I don't mean electroconvulsis "therapy" like in the old days of cooping up people with psychiatric conditions...heh...but rather, pushing the envelope or continually shocking your comfort zone, as it were, to the point where your social awkwardness noticeably diminishes.
Like if you set yourself a target to talk to say 100 strangers in a month, just start a conversation about anything, observe their reactions, go to a mall or someplace to do this...and see results. To be more challenging, speak with people of the opposite gender more often.
Think of it like an analogy of shocking your muscles as you go to the gym, and progressively lift more weight.

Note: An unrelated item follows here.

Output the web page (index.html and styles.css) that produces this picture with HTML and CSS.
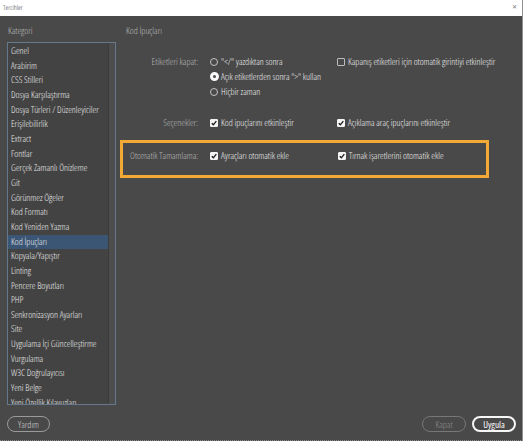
FILE: index.html
```html
<!DOCTYPE html>
<html>

<head>
  <meta charset="UTF-8">
  <title>Tercihler</title>
  <link rel="stylesheet" href="styles.css">
</head>

<body>
  <div id="window">

    <div class="titlebar">
      <span class="title">Tercihler</span>
      <span class="close">✕</span>
    </div>

    <div class="content">
      <div class="sidebar">
        <div class="heading">Kategori</div>
        <div class="list">
          <ul class="items">
            <li>Genel</li>
            <li>Arabirim</li>
            <li>CSS Stilleri</li>
            <li>Dosya Karşılaştırma</li>
            <li>Dosya Türleri / Düzenleyiciler</li>
            <li>Erişilebilirlik</li>
            <li>Extract</li>
            <li>Fontlar</li>
            <li>Gerçek Zamanlı Önizleme</li>
            <li>Git</li>
            <li>Görünmez Öğeler</li>
            <li>Kod Formatı</li>
            <li>Kod Yeniden Yazma</li>
            <li class="selected">Kod İpuçları</li>
            <li>Kopyala/Yapıştır</li>
            <li>Linting</li>
            <li>Pencere Boyutları</li>
            <li>PHP</li>
            <li>Senkronizasyon Ayarları</li>
            <li>Site</li>
            <li>Uygulama İçi Güncelleştirme</li>
            <li>Vurgulama</li>
            <li>W3C Doğrulayıcısı</li>
            <li>Yeni Belge</li>
            <li>Yeni Özellik Kılavuzları</li>
          </ul>
          <div class="scrollbar"></div>
        </div>
      </div>

      <div class="main">
        <div class="heading">Kod İpuçları</div>

        <div class="form">
          <div class="label">Etiketleri kapat:</div>
          <div class="controls">
            <div class="option"><span class="radio"></span>"&lt;/" yazdıktan sonra</div>
            <div class="option"><span class="radio on"></span>Açık etiketlerden sonra "&gt;" kullan</div>
            <div class="option"><span class="radio"></span>Hiçbir zaman</div>
          </div>
          <div class="extra">
            <div class="option"><span class="check"></span>Kapanış etiketleri için otomatik girintiyi etkinleştir</div>
          </div>

          <div class="label">Seçenekler:</div>
          <div class="controls">
            <div class="option"><span class="check on"><svg viewBox="0 0 10 10"><path d="M2.2 5.3 L4.2 7.3 L7.9 2.6" /></svg></span>Kod ipuçlarını etkinleştir</div>
          </div>
          <div class="extra">
            <div class="option"><span class="check on"><svg viewBox="0 0 10 10"><path d="M2.2 5.3 L4.2 7.3 L7.9 2.6" /></svg></span>Açıklama araç ipuçlarını etkinleştir</div>
          </div>
        </div>

        <div class="highlight">
          <div class="label">Otomatik Tamamlama:</div>
          <div class="option"><span class="check on"><svg viewBox="0 0 10 10"><path d="M2.2 5.3 L4.2 7.3 L7.9 2.6" /></svg></span>Ayraçları otomatik ekle</div>
          <div class="option"><span class="check on"><svg viewBox="0 0 10 10"><path d="M2.2 5.3 L4.2 7.3 L7.9 2.6" /></svg></span>Tırnak işaretlerini otomatik ekle</div>
        </div>
      </div>
    </div>

    <div class="footer">
      <button class="btn help">Yardım</button>
      <div class="actions">
        <button class="btn disabled">Kapat</button>
        <button class="btn primary">Uygula</button>
      </div>
    </div>

  </div>
</body>

</html>
```

FILE: styles.css
```css
body,
html {
  padding: 0;
  margin: 0;
}

body {
  font-family: "Open Sans", "Liberation Sans", sans-serif;
  font-stretch: 79%;
  font-weight: 350;
  font-size: 9.3px;
  text-rendering: geometricPrecision;
  background: #494949;
}

#window {
  width: 523px;
  height: 441px;
  box-sizing: border-box;
  background: #494949;
  border-right: 1px solid #8e8e8e;
  border-bottom: 1px dotted #8a8a8a;
  display: flex;
  flex-direction: column;
  overflow: hidden;
}

.titlebar {
  height: 16px;
  flex: none;
  background: #fff;
  display: flex;
  justify-content: space-between;
  align-items: center;
  padding: 0 5px 0 3px;
  color: #444;
  font-size: 7px;
}

.close {
  color: #777;
  font-family: "DejaVu Sans", sans-serif;
  font-size: 6px;
  margin-top: -1px;
}

.content {
  flex: 1;
  display: flex;
  min-height: 0;
}

.heading {
  height: 26px;
  box-sizing: border-box;
  padding-top: 4px;
  line-height: 22px;
  color: #bcbcbc;
}

.sidebar {
  width: 116px;
  padding-left: 7px;
  box-sizing: border-box;
  display: flex;
  flex-direction: column;
  flex: none;
}

.sidebar .heading {
  padding-left: 1px;
}

.list {
  flex: 1;
  min-height: 0;
  display: flex;
  background: #434343;
  border: 1px solid #66788c;
  overflow: hidden;
}

.items {
  list-style: none;
  margin: 0;
  padding: 1px 0 0;
  flex: 1;
}

.items li {
  height: 14.67px;
  line-height: 14.67px;
  padding-left: 3px;
  color: #ececec;
  white-space: nowrap;
}

.items li.selected {
  background: #3b5675;
}

.scrollbar {
  width: 6px;
  background: #4d4d4d;
  border-left: 1px solid #3c3c3c;
}

.main {
  flex: 1;
  padding-left: 4px;
}

.main .heading {
  padding-left: 6px;
}

.form {
  display: grid;
  grid-template-columns: 78px 139px 1fr;
  row-gap: 16px;
  margin-top: 12px;
}

.label {
  color: #b8b8b8;
  line-height: 15px;
  white-space: nowrap;
}

.form .label {
  text-align: right;
}

.controls {
  padding-left: 12px;
}

.option {
  display: flex;
  align-items: center;
  height: 15px;
  color: #efefef;
  white-space: nowrap;
}

.radio {
  width: 8px;
  height: 8px;
  box-sizing: border-box;
  border: 1px solid #c4c4c4;
  border-radius: 50%;
  margin-right: 3px;
  flex: none;
}

.radio.on {
  border: 3px solid #fafafa;
  width: 9px;
  height: 9px;
  margin-right: 2px;
}

.check {
  width: 8px;
  height: 8px;
  box-sizing: border-box;
  border: 1px solid #bdbdbd;
  border-radius: 1px;
  margin-right: 3px;
  flex: none;
  display: flex;
}

.check.on {
  background: #f4f4f4;
  border-color: #f4f4f4;
}

.check svg {
  width: 8px;
  height: 8px;
  margin: -1px;
}

.check path {
  fill: none;
  stroke: #1e1e1e;
  stroke-width: 1.7;
}

.highlight {
  width: 369px;
  box-sizing: border-box;
  margin-top: 10px;
  border: 3px solid #f2a935;
  padding: 5px 0 12px 7px;
  display: grid;
  grid-template-columns: 80px 128px 1fr;
}

.footer {
  height: 35px;
  flex: none;
  box-sizing: border-box;
  padding: 11px 6px 0 7px;
  display: flex;
  justify-content: space-between;
  align-items: flex-start;
}

.actions {
  display: flex;
  gap: 6px;
}

.btn {
  width: 44px;
  height: 16px;
  box-sizing: border-box;
  border-radius: 8px;
  background: none;
  font-family: inherit;
  font-stretch: 79%;
  font-weight: 350;
  font-size: 9.3px;
  padding: 0;
  border: 1px solid #9a9a9a;
  color: #d0d0d0;
}

.btn.help {
  width: 43px;
}

.btn.disabled {
  border-color: #777;
  color: #909090;
}

.btn.primary {
  border: 2px solid #f6f6f6;
  color: #fff;
  font-weight: 450;
}
```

I think this is the challenge we face(d), for so long, we've been stigmatized and excluded from interacting with others like in a controlled setting i.e. school, and didn't garner the experience we needed - so that contributes to a large degree to our awkwardness. We end up with a lower station in life on the average and that drastically impacts confidence and projects awkwardness, b/c we approach interactions as if "this person's life is probably great, and meanwhile mine's passed me by." Whereas you compare us with dyslexics, who have also had a rough go in life - but they at least didn't need the book's permission to interact with it, while we required people our age to want to interact with us to build that experience. So dyslexics can still turn out more confident later on. What this means is, we have to keep practicing, more so in an uncontrolled environment where most people don't know each other and can't collectively ostracize us, so that we can follow a similar trajectory as the dyslexic (i.e. tackle it early on in life too!)
However, some devils advocates may point out that we've been walking for a long, long time w/o anyone posing obstacles to us doing so, but we still may be seen as "walking awkwardly" when we wouldn't intuitively know the difference. So, I dunno - arguments on both sides.